The youngest, 27-year-old Travis Graham, works by day as the executive chef at the Fredericksburg Herb Farm. By night, he becomes “garage band drummer.”
Laughlin, who moved to Fredericksburg full-time in 1999, put this group together “just for the pure enjoyment.”
“I called them up and asked them to come by,” he explained as the band continued to play. “I tried to get together some of the better than average musicians.”
Back in Centerville, Iowa, in the 1950s, Laughlin and his brother were good enough to perform regularly as the Iowa Balladeers on radio station KCOG. He turned to sales to make a living, but when he and his wife, Pat, moved permanently to Fredericksburg in 1994, he started picking up the guitar, tenor banjo, and mandolin again.
“The last five to six years I’ve really gotten into it,” he said.
In fact, he built the garage with music in mind.

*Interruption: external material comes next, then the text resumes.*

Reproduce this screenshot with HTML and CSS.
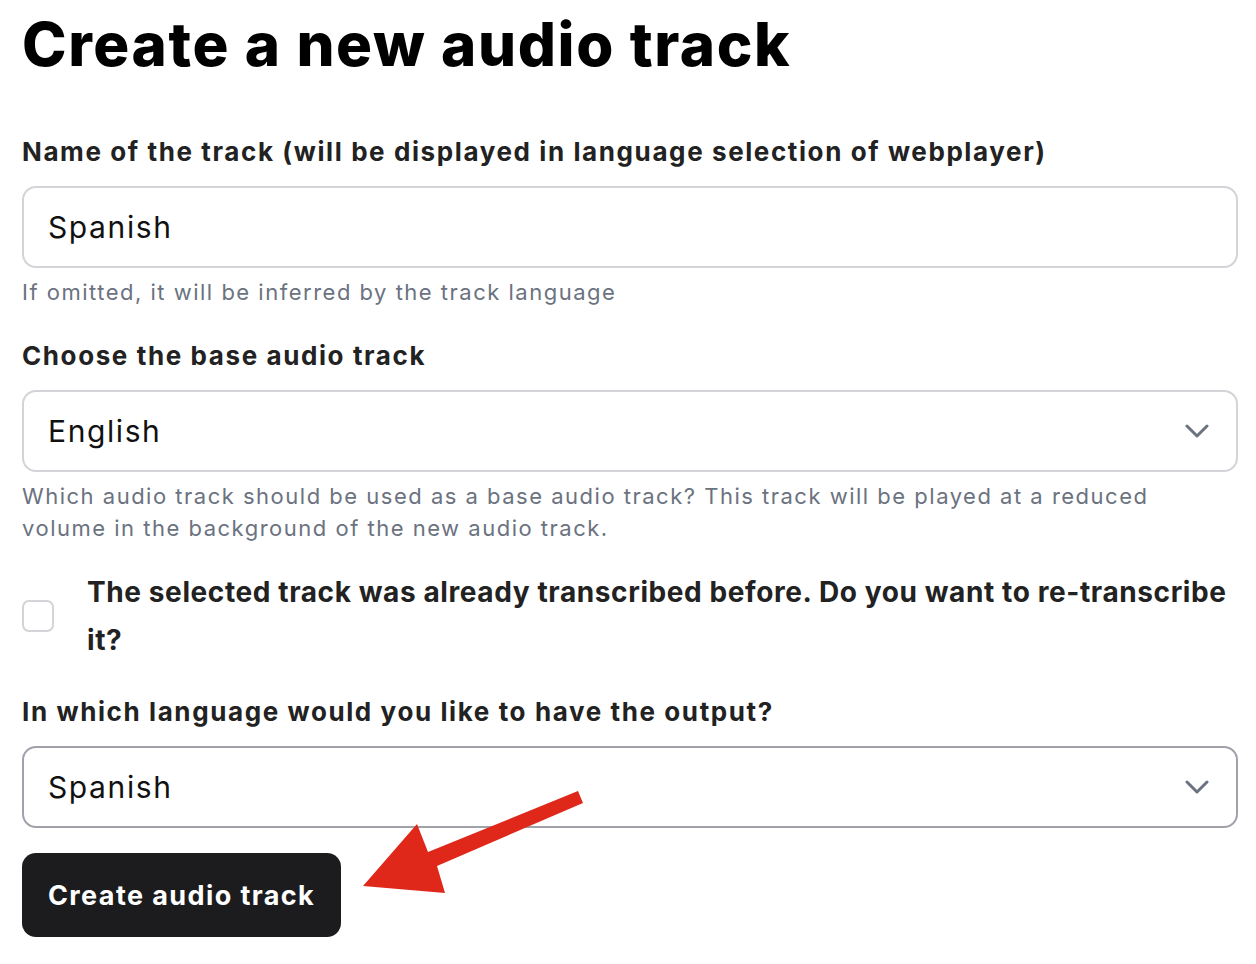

It looks like a regular garage: pegboard with tools, bike hanging from the rafters, and an unused treadmill against the wall. But you begin to suspect something is askew when you see a Marshall amp on the workbench next to the bandsaw, and nary a car in sight.
The band plays for no other reason than for the fun of it.
“We all really like this,” Laughlin said. “It’s good old country classics, and occasionally we throw in a hymn or two.”
The neighbors don’t seem to mind. A few even stopped by to listen.
“I don’t even know who those folks are,” Laughlin admitted, gesturing toward some of the spectators.
Laughlin now works three days a week at the music store, playing music a couple of nights a week.
“At my age, it doesn’t get any better than this!” he said, smiling. Then he strapped on his guitar and walked back into the garage.